- **GIVEN MATERIAL**
• • • • • • •

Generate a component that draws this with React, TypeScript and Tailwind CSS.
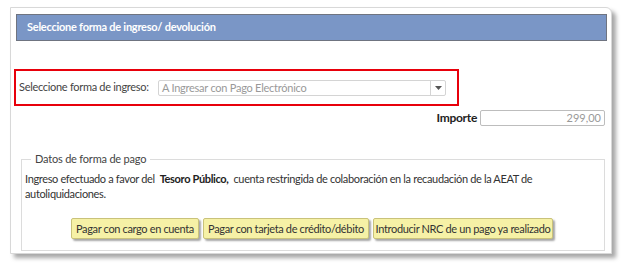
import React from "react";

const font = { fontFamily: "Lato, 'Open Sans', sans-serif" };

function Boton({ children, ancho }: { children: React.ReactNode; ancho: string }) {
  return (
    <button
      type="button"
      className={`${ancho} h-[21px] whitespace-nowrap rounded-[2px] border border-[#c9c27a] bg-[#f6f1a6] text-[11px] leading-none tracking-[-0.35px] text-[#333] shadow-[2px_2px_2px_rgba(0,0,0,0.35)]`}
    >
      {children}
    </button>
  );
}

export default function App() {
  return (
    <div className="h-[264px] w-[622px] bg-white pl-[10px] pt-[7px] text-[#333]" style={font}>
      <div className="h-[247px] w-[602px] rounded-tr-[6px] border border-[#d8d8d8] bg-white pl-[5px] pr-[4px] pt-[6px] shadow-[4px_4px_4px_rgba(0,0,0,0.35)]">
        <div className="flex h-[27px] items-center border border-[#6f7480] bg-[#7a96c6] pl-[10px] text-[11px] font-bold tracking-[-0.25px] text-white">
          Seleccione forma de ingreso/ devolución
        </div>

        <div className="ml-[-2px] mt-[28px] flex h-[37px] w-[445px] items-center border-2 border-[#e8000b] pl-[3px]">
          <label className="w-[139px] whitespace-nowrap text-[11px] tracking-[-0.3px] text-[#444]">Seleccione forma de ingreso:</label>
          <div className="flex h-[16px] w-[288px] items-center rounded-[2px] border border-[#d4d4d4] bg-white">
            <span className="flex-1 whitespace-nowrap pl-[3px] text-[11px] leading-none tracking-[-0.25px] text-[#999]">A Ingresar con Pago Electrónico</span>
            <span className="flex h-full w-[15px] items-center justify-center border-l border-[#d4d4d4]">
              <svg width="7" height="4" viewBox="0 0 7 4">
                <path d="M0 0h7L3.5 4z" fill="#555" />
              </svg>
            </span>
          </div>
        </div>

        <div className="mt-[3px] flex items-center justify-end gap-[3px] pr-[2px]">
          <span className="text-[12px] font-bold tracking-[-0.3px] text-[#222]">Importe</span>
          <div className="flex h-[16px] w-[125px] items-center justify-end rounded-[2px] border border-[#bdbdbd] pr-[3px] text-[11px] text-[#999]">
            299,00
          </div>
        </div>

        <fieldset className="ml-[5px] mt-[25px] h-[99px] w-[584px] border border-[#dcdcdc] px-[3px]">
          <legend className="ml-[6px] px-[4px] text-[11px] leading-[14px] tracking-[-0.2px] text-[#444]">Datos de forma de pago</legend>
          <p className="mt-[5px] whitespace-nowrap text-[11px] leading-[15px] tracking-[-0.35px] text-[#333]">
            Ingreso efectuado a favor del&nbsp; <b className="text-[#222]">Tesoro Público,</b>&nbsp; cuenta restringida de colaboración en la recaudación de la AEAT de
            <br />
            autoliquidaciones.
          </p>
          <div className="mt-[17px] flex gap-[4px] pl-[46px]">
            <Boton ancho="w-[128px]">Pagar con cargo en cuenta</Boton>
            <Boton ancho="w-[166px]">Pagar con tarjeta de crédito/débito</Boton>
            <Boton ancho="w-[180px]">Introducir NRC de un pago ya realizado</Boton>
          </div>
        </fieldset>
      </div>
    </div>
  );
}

• • • • • • •

Repeat the material exactly as it reads, without any of its pictures.

Generate a component that draws this with React, TypeScript and Tailwind CSS.
import React from "react";

const font = { fontFamily: "Lato, 'Open Sans', sans-serif" };

function Boton({ children, ancho }: { children: React.ReactNode; ancho: string }) {
  return (
    <button
      type="button"
      className={`${ancho} h-[21px] whitespace-nowrap rounded-[2px] border border-[#c9c27a] bg-[#f6f1a6] text-[11px] leading-none tracking-[-0.35px] text-[#333] shadow-[2px_2px_2px_rgba(0,0,0,0.35)]`}
    >
      {children}
    </button>
  );
}

export default function App() {
  return (
    <div className="h-[264px] w-[622px] bg-white pl-[10px] pt-[7px] text-[#333]" style={font}>
      <div className="h-[247px] w-[602px] rounded-tr-[6px] border border-[#d8d8d8] bg-white pl-[5px] pr-[4px] pt-[6px] shadow-[4px_4px_4px_rgba(0,0,0,0.35)]">
        <div className="flex h-[27px] items-center border border-[#6f7480] bg-[#7a96c6] pl-[10px] text-[11px] font-bold tracking-[-0.25px] text-white">
          Seleccione forma de ingreso/ devolución
        </div>

        <div className="ml-[-2px] mt-[28px] flex h-[37px] w-[445px] items-center border-2 border-[#e8000b] pl-[3px]">
          <label className="w-[139px] whitespace-nowrap text-[11px] tracking-[-0.3px] text-[#444]">Seleccione forma de ingreso:</label>
          <div className="flex h-[16px] w-[288px] items-center rounded-[2px] border border-[#d4d4d4] bg-white">
            <span className="flex-1 whitespace-nowrap pl-[3px] text-[11px] leading-none tracking-[-0.25px] text-[#999]">A Ingresar con Pago Electrónico</span>
            <span className="flex h-full w-[15px] items-center justify-center border-l border-[#d4d4d4]">
              <svg width="7" height="4" viewBox="0 0 7 4">
                <path d="M0 0h7L3.5 4z" fill="#555" />
              </svg>
            </span>
          </div>
        </div>

        <div className="mt-[3px] flex items-center justify-end gap-[3px] pr-[2px]">
          <span className="text-[12px] font-bold tracking-[-0.3px] text-[#222]">Importe</span>
          <div className="flex h-[16px] w-[125px] items-center justify-end rounded-[2px] border border-[#bdbdbd] pr-[3px] text-[11px] text-[#999]">
            299,00
          </div>
        </div>

        <fieldset className="ml-[5px] mt-[25px] h-[99px] w-[584px] border border-[#dcdcdc] px-[3px]">
          <legend className="ml-[6px] px-[4px] text-[11px] leading-[14px] tracking-[-0.2px] text-[#444]">Datos de forma de pago</legend>
          <p className="mt-[5px] whitespace-nowrap text-[11px] leading-[15px] tracking-[-0.35px] text-[#333]">
            Ingreso efectuado a favor del&nbsp; <b className="text-[#222]">Tesoro Público,</b>&nbsp; cuenta restringida de colaboración en la recaudación de la AEAT de
            <br />
            autoliquidaciones.
          </p>
          <div className="mt-[17px] flex gap-[4px] pl-[46px]">
            <Boton ancho="w-[128px]">Pagar con cargo en cuenta</Boton>
            <Boton ancho="w-[166px]">Pagar con tarjeta de crédito/débito</Boton>
            <Boton ancho="w-[180px]">Introducir NRC de un pago ya realizado</Boton>
          </div>
        </fieldset>
      </div>
    </div>
  );
}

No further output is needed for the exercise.